«Costruiremo un grande muro lungo il confine meridionale e il Messico lo pagherà, credetemi, al 100%». Donald Trump, nel suo intervento di Phoenix, in Arizona, ha messo “il muro” al primo posto del suo “dettagliato” piano sull’immigrazione, articolato in 10 punti e tutt’altro che addolcito rispetto alle istanze più aggressive cavalcate durante la campagna elettorale, dalla tolleranza zero con i clandestini ai test ideologici per chi richiede un visto. «Non lo sanno ancora, ma pagheranno per il muro. Sono un grande popolo, hanno grandi leader ma pagheranno per il muro», ha insistito il candidato repubblicano alla Casa Bianca, poche ore dopo l’incontro con il presidente del Messico, Enrique Peña Nieto.

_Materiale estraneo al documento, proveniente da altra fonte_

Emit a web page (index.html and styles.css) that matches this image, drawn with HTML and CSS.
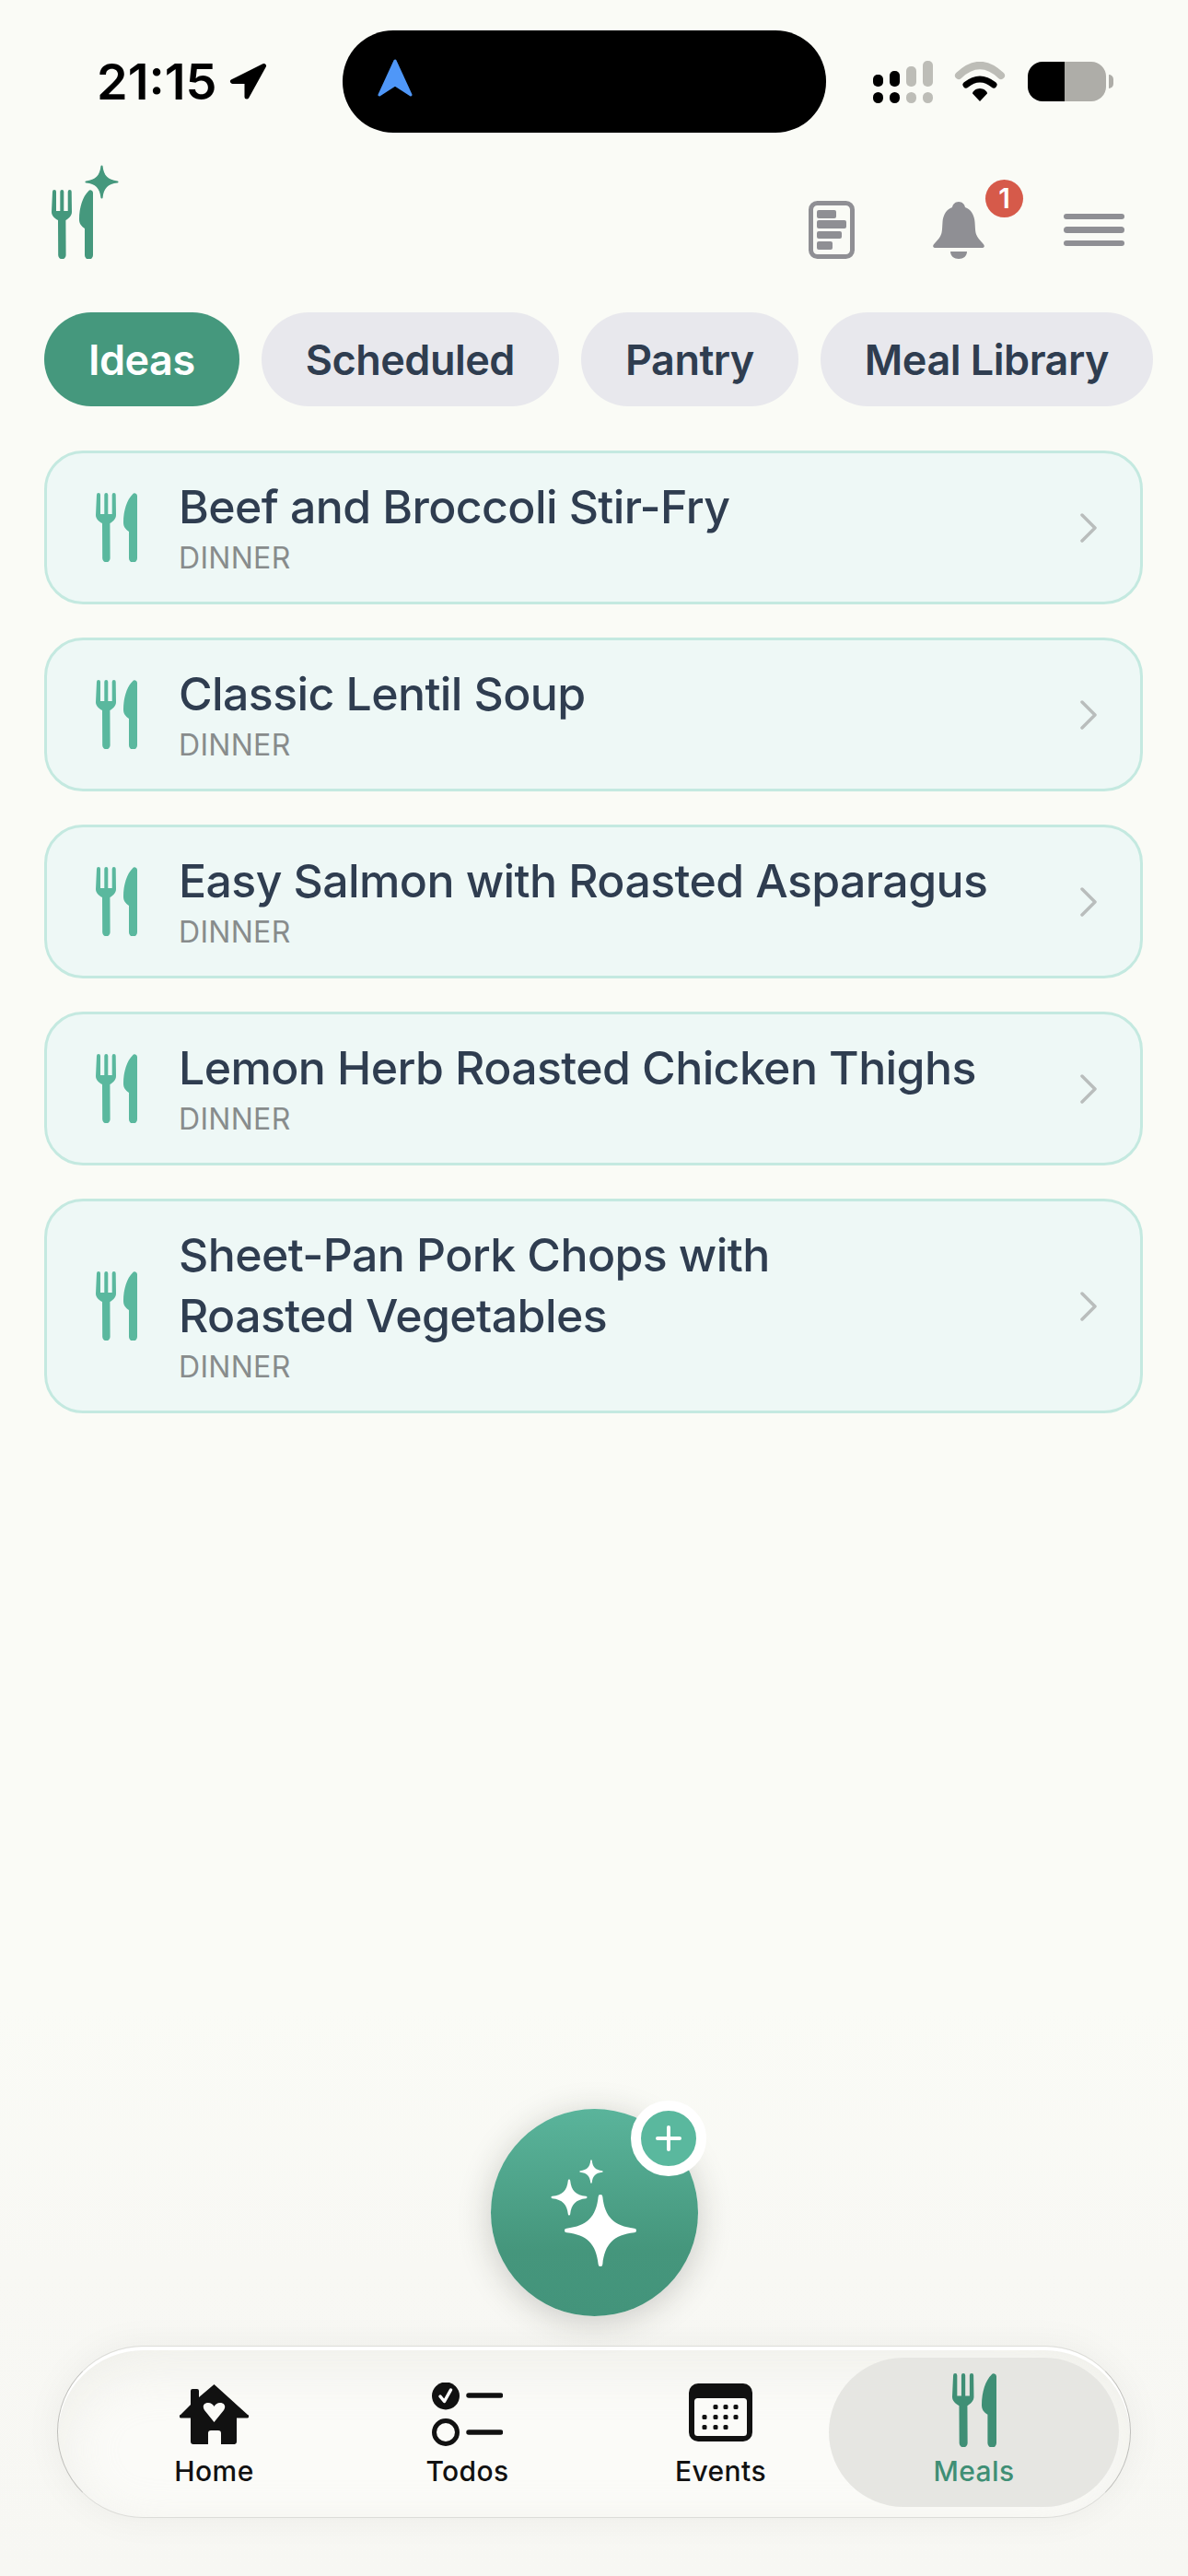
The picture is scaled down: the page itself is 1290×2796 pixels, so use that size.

Sarà «un muro impenetrabile, alto, imponente e bello, con sensori di superficie e sotterranei e dotato di altre tecnologie» per fermare «i cartelli criminali». E il Messico «lavorerà con noi. Lo credo fermamente dopo aver incontrato il presidente messicano», ha assicurato Trump anticipando la fine «del ciclo delle amnistie», comprese quelle decise da Barack Obama. «Il nostro messaggio al mondo è il seguente: non si potrà ottenere uno status legale o diventare cittadini americani se si entra nel nostro Paese da clandestini», ha avvertito. «Saranno cacciati dal mio primo giorno in carica. Chiamateli pure deportati, se volete», ha rincarato.
Il leader del Paese sudamericano ha fatto sapere di aver ribadito a Trump, durante il faccia a faccia, di non avere alcuna intenzione di accollarsi i costi della muraglia promessa, smentendo il tycoon newyorchese secondo il quale, invece, la questione di chi avrebbe pagato per il muro a Città del Messico non era stata affrontata.